Frage

In the code I've been writing recently, I've noticed a strange behaviour.

When I use make_pair with the first argument being an std::pair, make_pair becomes "magically" available in the namespace (I don't have to use an std:: qualifier)

#include <iostream>

int main()
{   
    int i1 = 2; int i2 = 10; int i3 = 0;

    // constructing a pair using std::make_pair, everything's okay
    std::pair<int,int> key = std::make_pair(i1, i2);

    // here, why is make_pair suddenly magically available without the
    // std:: namespace qualifier?
    // At the same time, using ::make_pair yields and error
    // (make_pair has not declared...)
    std::pair<std::pair<int,int>, int> mypair = make_pair(key, i3);

    std::cout << mypair.first.first << "\n";
    std::cout << mypair.first.second << "\n";
    std::cout << mypair.second << "\n";

    return 0;
}

The compiles just fine (with -Wall and -pedantic-errors) and outputs:

2
10
0

Why is this happening? I've looked into cppreference and didn't find any hint of this behaviour being correct. Am I missing anything?

FYI, I'm using gcc 4.6.3

War es hilfreich?

Lösung

That's a less-known feature of C++, as @jrok pointed out blazingly fast, Koenig Lookup, or in modern C++ 1), ADL (Argument-Dependent Lookup). What it does is basically searches in the namespaces of the arguments for the function that you want to call (make_pair in this example). The argument triggering the ADL is obviously std::pair.

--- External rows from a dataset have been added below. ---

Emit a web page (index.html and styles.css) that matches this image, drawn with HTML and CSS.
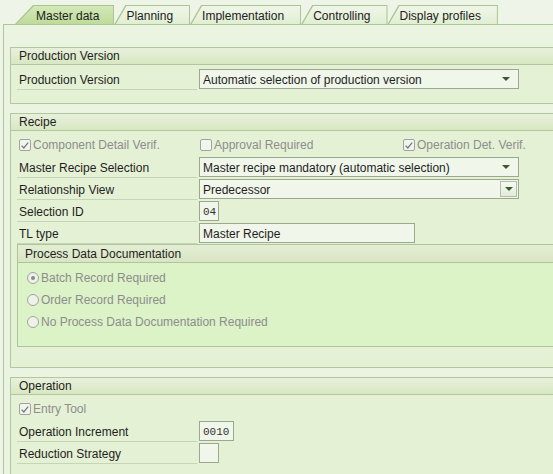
FILE: index.html
```html
<!DOCTYPE html>
<html>
<head>
<meta charset="utf-8">
<link rel="stylesheet" href="styles.css">
</head>
<body>
<div class="screen">
  <div class="tabstrip">
    <div class="tab active"><span>Master data</span></div>
    <div class="tab"><span>Planning</span></div>
    <div class="tab"><span>Implementation</span></div>
    <div class="tab"><span>Controlling</span></div>
    <div class="tab"><span>Display profiles</span></div>
  </div>
  <div class="panel">
    <section class="group">
      <div class="group-head">Production Version</div>
      <div class="group-body">
        <div class="row">
          <div class="lbl">Production Version</div>
          <div class="field w320"><span class="val">Automatic selection of production version</span><i class="arrow"></i></div>
        </div>
      </div>
    </section>

    <section class="group">
      <div class="group-head">Recipe</div>
      <div class="group-body">
        <div class="row">
          <div class="chk c1"><span class="cb"><svg viewBox="0 0 12 12" width="11" height="11"><path d="M2 6.2 L4.6 8.9 L9.8 2.6" fill="none" stroke="#7b7b7b" stroke-width="1.6"/></svg></span>Component Detail Verif.</div>
          <div class="chk c2"><span class="cb"></span>Approval Required</div>
          <div class="chk"><span class="cb"><svg viewBox="0 0 12 12" width="11" height="11"><path d="M2 6.2 L4.6 8.9 L9.8 2.6" fill="none" stroke="#7b7b7b" stroke-width="1.6"/></svg></span>Operation Det. Verif.</div>
        </div>
        <div class="row">
          <div class="lbl">Master Recipe Selection</div>
          <div class="field w320"><span class="val">Master recipe mandatory (automatic selection)</span><i class="arrow"></i></div>
        </div>
        <div class="row">
          <div class="lbl">Relationship View</div>
          <div class="field w320"><span class="val">Predecessor</span><span class="ddbtn"><i class="arrow"></i></span></div>
        </div>
        <div class="row">
          <div class="lbl">Selection ID</div>
          <div class="field w20 mono"><span class="val">04</span></div>
        </div>
        <div class="row">
          <div class="lbl">TL type</div>
          <div class="field w216"><span class="val">Master Recipe</span></div>
        </div>
        <section class="subgroup">
          <div class="group-head sub-head">Process Data Documentation</div>
          <div class="sub-body">
            <div class="row"><div class="chk"><span class="rb on"></span>Batch Record Required</div></div>
            <div class="row"><div class="chk"><span class="rb"></span>Order Record Required</div></div>
            <div class="row"><div class="chk"><span class="rb"></span>No Process Data Documentation Required</div></div>
          </div>
        </section>
      </div>
    </section>

    <section class="group">
      <div class="group-head">Operation</div>
      <div class="group-body">
        <div class="row">
          <div class="chk c1"><span class="cb"><svg viewBox="0 0 12 12" width="11" height="11"><path d="M2 6.2 L4.6 8.9 L9.8 2.6" fill="none" stroke="#7b7b7b" stroke-width="1.6"/></svg></span>Entry Tool</div>
        </div>
        <div class="row">
          <div class="lbl">Operation Increment</div>
          <div class="field w35 mono"><span class="val">0010</span></div>
        </div>
        <div class="row">
          <div class="lbl">Reduction Strategy</div>
          <div class="field w20"></div>
        </div>
      </div>
    </section>
  </div>
</div>
</body>
</html>
```

FILE: styles.css
```css
html, body {
  margin: 0;
  height: 474px;
  overflow: hidden;
}
body {
  background: #eef4e8;
  font-family: "Liberation Sans", Arial, sans-serif;
  font-size: 12px;
  color: #1e1e1e;
}
.screen {
  padding-left: 3px;
}
.tabstrip {
  display: flex;
  align-items: flex-end;
  height: 24px;
  padding-left: 12px;
}
.tab {
  height: 19px;
  box-sizing: border-box;
  padding: 1px 1px 0 0;
  background: #a9c591;
  clip-path: polygon(11px 0, 100% 0, 100% 100%, 0 100%);
}
.tab span {
  display: flex;
  align-items: center;
  height: 100%;
  padding: 1px 16px 0 12px;
  box-sizing: border-box;
  background: linear-gradient(#f0f6e8, #e1eed3);
  clip-path: polygon(12px 0, 100% 0, 100% 100%, 1.5px 100%);
  white-space: nowrap;
  color: #222;
}
.tab.active {
  clip-path: polygon(18px 0, 100% 0, 100% 100%, 0 100%);
}
.tab.active span {
  padding: 1px 14px 0 21px;
  background: linear-gradient(#d3e8b8, #bedb9b);
  clip-path: polygon(19px 0, 100% 0, 100% 100%, 1.5px 100%);
}
.panel {
  border-top: 1px solid #a9c591;
  border-left: 1px solid #b0c69d;
  background: #ebf4e1;
  padding: 22px 0 0 6px;
  margin-right: -40px;
  height: 480px;
}
.group {
  border: 1px solid #b2c79e;
  background: #e5f1d5;
  margin-bottom: 9px;
}
.group-head {
  height: 16px;
  line-height: 17px;
  padding-left: 8px;
  border-bottom: 1px solid #b2c79e;
  background: linear-gradient(#e8f0dc, #d8e8c2);
}
.group-body {
  padding: 3px 0 13px 6px;
}
.row {
  display: flex;
  align-items: center;
  height: 22px;
}
.lbl {
  width: 180px;
  height: 22px;
  box-sizing: border-box;
  line-height: 25px;
  padding-left: 2px;
  margin-right: 2px;
  border-bottom: 1px solid #c6d5b6;
  white-space: nowrap;
}
.field {
  height: 20px;
  box-sizing: border-box;
  border: 1px solid #9ca78f;
  background: #f0f6ea;
  display: flex;
  align-items: center;
  padding-left: 3px;
}
.field .val {
  flex: 1;
  white-space: nowrap;
  overflow: hidden;
  line-height: 18px;
  padding-top: 2px;
}
.w320 { width: 320px; }
.w216 { width: 216px; }
.w35 { width: 35px; }
.w20 { width: 20px; }
.mono {
  font-family: "Liberation Mono", "Courier New", monospace;
  font-size: 11px;
  color: #333;
}
.arrow {
  width: 0;
  height: 0;
  border-left: 4px solid transparent;
  border-right: 4px solid transparent;
  border-top: 4px solid #3b5a2a;
  margin-right: 8px;
}
.ddbtn {
  align-self: stretch;
  width: 15px;
  margin: 1px;
  border: 1px solid #b4bcaa;
  background: linear-gradient(#f6f9f2, #e3ebd9);
  display: flex;
  align-items: center;
  justify-content: center;
}
.ddbtn .arrow {
  margin-right: 0;
}
.chk {
  display: flex;
  align-items: center;
  gap: 2px;
  color: #8d8d8d;
  white-space: nowrap;
  height: 22px;
}
.c1 {
  width: 183px;
  padding-left: 2px;
  box-sizing: border-box;
}
.c2 {
  width: 203px;
}
.cb {
  width: 12px;
  height: 12px;
  box-sizing: border-box;
  border: 1px solid #a2a2a2;
  border-radius: 2px;
  background: #f1f6ec;
  display: flex;
  align-items: center;
  justify-content: center;
}
.rb {
  width: 12px;
  height: 12px;
  box-sizing: border-box;
  border: 1px solid #a3a3a3;
  border-radius: 50%;
  background: #eef3e9;
  display: flex;
  align-items: center;
  justify-content: center;
}
.rb.on::after {
  content: "";
  width: 4px;
  height: 4px;
  border-radius: 50%;
  background: #8a8a8a;
}
.subgroup {
  border: 1px solid #aec49b;
  background: #dcf2c7;
  margin-bottom: 7px;
}
.sub-head {
  height: 17px;
  line-height: 18px;
  padding-left: 7px;
  border-bottom-color: #aec49b;
  background: linear-gradient(#e4edd3, #d9e5c4);
}
.sub-body {
  padding: 4px 0 13px 9px;
}
```
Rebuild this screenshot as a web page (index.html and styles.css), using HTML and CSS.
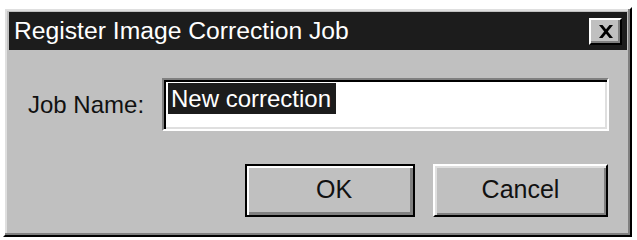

1)the naming has been changed, though a lot of people know the first term


Perhaps it's worth mentioning that ADL is quite important for one particular type of function: operators. If not for ADL, it would be impossible for even the trivial C++ "hello, world!" to work, because this:

std::cout << "Hello, world!";

Would have to be written as this:

std::operator<< (std::cout, "Hello, world!");

Thanks to ADL, << is properly resolved to be in std namespace.